• [Task requirements]:
Extract all lines that hold the string "React".

▬▬▬▬▬▬▬▬▬▬

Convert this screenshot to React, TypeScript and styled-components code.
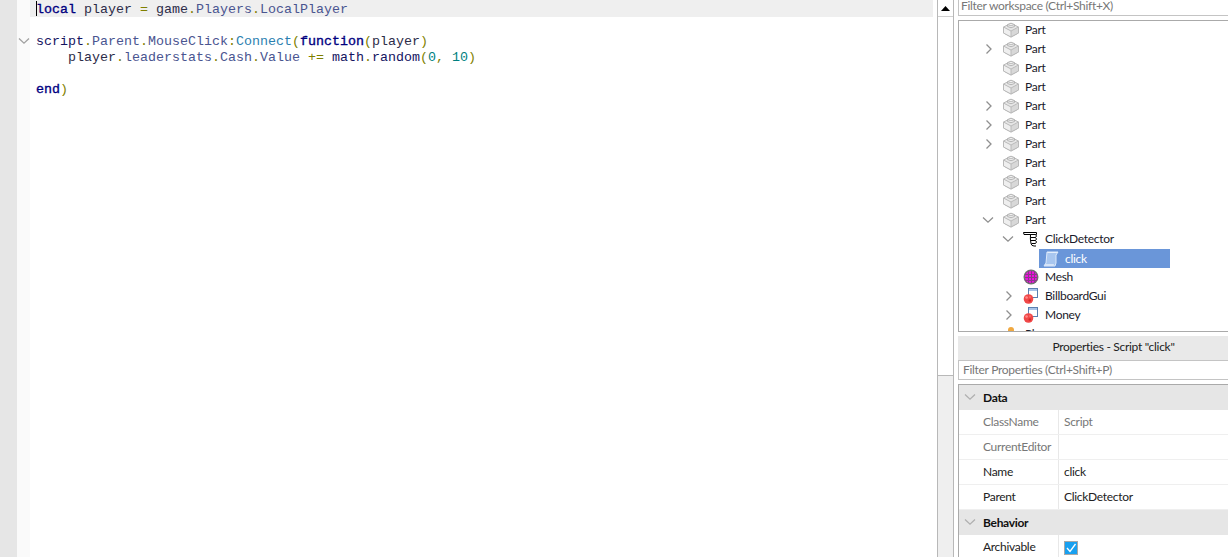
import React from "react";
import styled, { createGlobalStyle } from "styled-components";

const Global = createGlobalStyle`
  html, body { margin: 0; padding: 0; background: #fff; overflow: hidden; }
  #root { width: 1228px; height: 557px; }
`;

const Page = styled.div`
  width: 1228px; height: 557px; display: grid;
  grid-template-columns: 937px 17px 1fr; overflow: hidden;
  font-family: "Lato", "Noto Sans", sans-serif; font-size: 12px; letter-spacing: -0.3px; color: #222;
`;
const Editor = styled.div`display: grid; grid-template-columns: 17px 13px 1fr; height: 557px;`;
const Gutter = styled.div`background: #e6e6e6;`;
const FoldMargin = styled.div`background: #fafafa; padding-top: 33px; padding-left: 1px;`;
const Code = styled.div`
  padding: 0 4px 0 0;
  font-family: "Liberation Mono", monospace; font-size: 13.33px; line-height: 16px; letter-spacing: 0;
  background: #fff;
`;
const CodeLine = styled.div<{ $active?: boolean }>`
  height: 16px; white-space: pre; padding-left: 6px; position: relative; line-height: 18px;
  ${p => p.$active ? `background: #efefef; height: 17px; line-height: 20px;` : ""}
`;
const Caret = styled.span`position: absolute; left: 6px; top: 1px; width: 1px; height: 15px; background: #000;`;
const Kw = styled.span`color: #00007f; -webkit-text-stroke: 0.35px #00007f;`;
const Id = styled.span`color: #2c2c48;`;
const Prop = styled.span`color: #4a5590;`;
const Fn = styled.span`color: #2a7fb0;`;
const Lib = styled.span`color: #14145f;`;
const Op = styled.span`color: #7f7f00;`;
const Num = styled.span`color: #007f7f;`;

const ScrollBar = styled.div`
  display: flex; flex-direction: column; height: 557px;
  border-left: 1px solid #b8b8b8; border-right: 1px solid #b8b8b8; box-sizing: border-box;
`;
const ScrollBtn = styled.div`height: 16px; display: flex; align-items: center; justify-content: center; background: #fff; border-bottom: 1px solid #d0d0d0;`;
const ScrollThumb = styled.div`height: 358px; background: #fff; border-bottom: 1px solid #b8b8b8;`;
const ScrollTrack = styled.div`flex: 1; background: #efefef;`;

const Side = styled.div`display: flex; flex-direction: column; padding-left: 4px; height: 557px; overflow: hidden;`;
const Filter = styled.div<{ $h: number }>`
  flex: none; height: ${p => p.$h}px; box-sizing: border-box; border: 1px solid #c4c4c4; border-right: none;
  background: #fff; color: #777; padding: 0 0 2px 4px; display: flex; align-items: center;
  white-space: nowrap;
`;
const TopFilter = styled(Filter)`border-top: none; padding-left: 2px; padding-bottom: 5px;`;
const Tree = styled.div`
  flex: none; height: 312px; margin-top: 4px; box-sizing: border-box; overflow: hidden;
  border: 1px solid #aaa; border-right: none; background: #fff;
`;
const Row = styled.div<{ $depth: number }>`
  height: 19px; box-sizing: border-box; padding-bottom: 2px; display: flex; align-items: center;
  padding-left: ${p => 26 + p.$depth * 20}px; color: #1a1a2a;
`;
const Chev = styled.span`width: 18px; flex: none; display: flex; align-items: center;`;
const ChevDown = styled.span`display: flex; margin-left: -3px;`;
const IconSlot = styled.span`width: 16px; height: 16px; flex: none; display: block; margin-right: 6px;`;
const Label = styled.span<{ $sel?: boolean }>`
  white-space: nowrap;
  ${p => p.$sel ? `color:#fff;` : ""}
`;
const Sel = styled.div`
  display: flex; align-items: center; align-self: flex-start; background: #6a96d9; width: 131px; height: 19px;
  margin-left: -4px; padding-left: 4px; box-sizing: border-box; flex: none;
`;
const PropsHeader = styled.div`
  flex: none; height: 24px; margin-top: 4px; background: #e9e9e9; display: flex; align-items: center; justify-content: center;
  color: #222; padding: 0 0 3px 41px; box-sizing: border-box;
`;
const Table = styled.div`
  flex: 1; margin-top: 4px; border-top: 1px solid #aaa; border-left: 1px solid #aaa; overflow: hidden;
`;
const Group = styled.div`
  height: 25px; box-sizing: border-box; background: #e6e6e6; display: flex; align-items: center;
  font-weight: 700; color: #111; padding: 0 0 1px 5px; gap: 7px;
`;
const PRow = styled.div`
  height: 25px; box-sizing: border-box; display: grid; grid-template-columns: 100px 1fr;
  border-bottom: 1px solid #efefef;
`;
const PName = styled.div<{ $dim?: boolean }>`
  padding: 0 0 1px 24px; display: flex; align-items: center; border-right: 1px solid #e8e8e8;
  color: ${p => p.$dim ? "#777" : "#222"};
`;
const PVal = styled.div<{ $dim?: boolean }>`
  padding: 0 0 1px 5px; display: flex; align-items: center; color: ${p => p.$dim ? "#777" : "#222"};
`;
const Check = styled.span`
  width: 14px; height: 14px; box-sizing: border-box; background: #18a0f0; border: 1px solid #a8a8a8;
  display: flex; align-items: center; justify-content: center; margin-top: 3px;
`;

const ChevR = () => (
  <svg width="8" height="12" viewBox="0 0 8 12"><path d="M1.5 1.5 L6 6 L1.5 10.5" fill="none" stroke="#8f8f8f" strokeWidth="1.3" /></svg>
);
const ChevD = ({ c = "#8f8f8f" }: { c?: string }) => (
  <svg width="12" height="8" viewBox="0 0 12 8"><path d="M1 1.5 L6 6.2 L11 1.5" fill="none" stroke={c} strokeWidth="1.3" /></svg>
);
const PartIcon = () => (
  <svg width="16" height="16" viewBox="0 0 16 16" style={{ display: "block" }}>
    <path d="M0.5 5 L4.5 3 H11.5 L15.5 5 V11 L8 15 L0.5 11 Z" fill="#e6e6e6" stroke="#bababa" />
    <path d="M8 9 L15.5 5.5 V11 L8 15 Z" fill="#d8d8d8" />
    <path d="M0.5 5.5 L8 9 V15 L0.5 11 Z" fill="#efefef" />
    <path d="M4.5 2.6 Q8 -0.2 11.5 2.6 V4.5 Q8 7 4.5 4.5 Z" fill="#f0f0f0" stroke="#b4b4b4" />
    <path d="M4.5 2.6 Q8 5 11.5 2.6" fill="none" stroke="#bcbcbc" />
    <path d="M0.5 5 L8 9 L15.5 5 V11 L8 15 L0.5 11 Z M8 9 V15" fill="none" stroke="#bababa" />
  </svg>
);
const HandIcon = () => (
  <svg width="16" height="16" viewBox="0 0 16 16" style={{ display: "block" }}>
    <path d="M0.5 1.5 H13.5 V3.5 H5 L1 3.5 Z" fill="#fff" stroke="#000" />
    <path d="M7.5 3.5 H12.5 Q14.5 5 12.5 6.5 H8 M12.5 6.5 Q14.5 8 12.5 9.5 H8 M12.5 9.5 Q14.5 11 12.5 12.5 H8.5" fill="#fff" stroke="#000" />
    <path d="M7.5 3.5 Q7 8 8 12.5 Q8.5 15 11 15 H13" fill="none" stroke="#000" />
  </svg>
);
const ScriptIcon = () => (
  <svg width="16" height="16" viewBox="0 0 16 16" style={{ display: "block" }}>
    <path d="M4 1 H15 L13 4 V12 L12 15 H1 L3 12 Z" fill="#a8c6ef" stroke="#dbe8fa" />
    <path d="M4 1 H15 L13.5 2 H5 Z" fill="#e4eefb" />
    <path d="M2 13 H11 L10.5 15 H1 Z" fill="#d6e4f8" />
  </svg>
);
const MeshIcon = () => (
  <svg width="16" height="16" viewBox="0 0 16 16" style={{ display: "block" }}>
    <circle cx="8" cy="8" r="7.5" fill="#707070" />
    <circle cx="8" cy="8" r="6" fill="#f010e0" />
    <path d="M2 5.5 H14 M2 8.5 H14 M2 11.5 H14 M5.5 2 V14 M8.5 2 V14 M11.5 2 V14" stroke="#8a3a8a" strokeWidth="1" />
  </svg>
);
const GuiIcon = () => (
  <svg width="16" height="16" viewBox="0 0 16 16" style={{ display: "block" }}>
    <rect x="5.5" y="0.5" width="9" height="9" fill="#fff" stroke="#5a7fb0" />
    <rect x="6" y="1" width="8" height="2" fill="#a8c4e8" />
    <circle cx="5.5" cy="11" r="4.8" fill="#f04848" />
    <circle cx="3.6" cy="9.5" r="1.3" fill="#ff8a8a" />
    <circle cx="6.8" cy="12.5" r="1.3" fill="#d42a2a" />
    <circle cx="7" cy="9" r="1" fill="#ff6a6a" />
  </svg>
);
const PlayersIcon = () => (
  <svg width="16" height="16" viewBox="0 0 16 16" style={{ display: "block" }}>
    <circle cx="8" cy="4" r="3" fill="#f0a840" />
    <path d="M3 16 Q3 8 8 8 Q13 8 13 16 Z" fill="#f0c080" />
  </svg>
);

type Node = { d: number; label: string; chev?: "r" | "d"; icon: React.ReactNode; sel?: boolean };
const part = <PartIcon />;
const nodes: Node[] = [
  { d: 0, label: "Part", icon: part },
  { d: 0, label: "Part", chev: "r", icon: part },
  { d: 0, label: "Part", icon: part },
  { d: 0, label: "Part", icon: part },
  { d: 0, label: "Part", chev: "r", icon: part },
  { d: 0, label: "Part", chev: "r", icon: part },
  { d: 0, label: "Part", chev: "r", icon: part },
  { d: 0, label: "Part", icon: part },
  { d: 0, label: "Part", icon: part },
  { d: 0, label: "Part", icon: part },
  { d: 0, label: "Part", chev: "d", icon: part },
  { d: 1, label: "ClickDetector", chev: "d", icon: <HandIcon /> },
  { d: 2, label: "click", icon: <ScriptIcon />, sel: true },
  { d: 1, label: "Mesh", icon: <MeshIcon /> },
  { d: 1, label: "BillboardGui", chev: "r", icon: <GuiIcon /> },
  { d: 1, label: "Money", chev: "r", icon: <GuiIcon /> },
  { d: 0, label: "Players", icon: <PlayersIcon /> },
];

export default function App() {
  return (
    <Page>
      <Global />
      <Editor>
        <Gutter />
        <FoldMargin><ChevD c="#a0a0a0" /></FoldMargin>
        <Code>
          <CodeLine $active><Caret /><Kw>local</Kw> <Id>player</Id> <Op>=</Op> <Id>game</Id><Op>.</Op><Prop>Players</Prop><Op>.</Op><Prop>LocalPlayer</Prop></CodeLine>
          <CodeLine> </CodeLine>
          <CodeLine><Lib>script</Lib><Op>.</Op><Prop>Parent</Prop><Op>.</Op><Prop>MouseClick</Prop><Op>:</Op><Fn>Connect</Fn><Op>(</Op><Kw>function</Kw><Op>(</Op><Id>player</Id><Op>)</Op></CodeLine>
          <CodeLine>{"    "}<Id>player</Id><Op>.</Op><Prop>leaderstats</Prop><Op>.</Op><Prop>Cash</Prop><Op>.</Op><Prop>Value</Prop> <Op>+=</Op> <Lib>math</Lib><Op>.</Op><Lib>random</Lib><Op>(</Op><Num>0</Num><Op>,</Op> <Num>10</Num><Op>)</Op></CodeLine>
          <CodeLine> </CodeLine>
          <CodeLine><Kw>end</Kw><Op>)</Op></CodeLine>
        </Code>
      </Editor>
      <ScrollBar>
        <ScrollBtn>
          <svg width="9" height="5" viewBox="0 0 9 5"><path d="M4.5 0 L9 5 H0 Z" fill="#000" /></svg>
        </ScrollBtn>
        <ScrollThumb />
        <ScrollTrack />
      </ScrollBar>
      <Side>
        <TopFilter $h={16}>Filter workspace (Ctrl+Shift+X)</TopFilter>
        <Tree>
          {nodes.map((n, i) => (
            <Row key={i} $depth={n.d}>
              <Chev>{n.chev === "r" ? <ChevR /> : n.chev === "d" ? <ChevDown><ChevD /></ChevDown> : null}</Chev>
              {n.sel ? (
                <Sel>
                  <IconSlot>{n.icon}</IconSlot>
                  <Label $sel>{n.label}</Label>
                </Sel>
              ) : (
                <>
                  <IconSlot>{n.icon}</IconSlot>
                  <Label>{n.label}</Label>
                </>
              )}
            </Row>
          ))}
        </Tree>
        <PropsHeader>Properties - Script "click"</PropsHeader>
        <Filter $h={20}>Filter Properties (Ctrl+Shift+P)</Filter>
        <Table>
          <Group><ChevD c="#b0b0b0" />Data</Group>
          <PRow><PName $dim>ClassName</PName><PVal $dim>Script</PVal></PRow>
          <PRow><PName $dim>CurrentEditor</PName><PVal /></PRow>
          <PRow><PName>Name</PName><PVal>click</PVal></PRow>
          <PRow><PName>Parent</PName><PVal>ClickDetector</PVal></PRow>
          <Group><ChevD c="#b0b0b0" />Behavior</Group>
          <PRow>
            <PName>Archivable</PName>
            <PVal>
              <Check>
                <svg width="12" height="12" viewBox="0 0 12 12"><path d="M2 6 L5 9.5 L10.5 2" fill="none" stroke="#fff" strokeWidth="1.3" /></svg>
              </Check>
            </PVal>
          </PRow>
        </Table>
      </Side>
    </Page>
  );
}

▬▬▬▬▬▬▬▬▬▬

• [Task response]:
Convert this screenshot to React, TypeScript and styled-components code.
import React from "react";
type Node = { d: number; label: string; chev?: "r" | "d"; icon: React.ReactNode; sel?: boolean };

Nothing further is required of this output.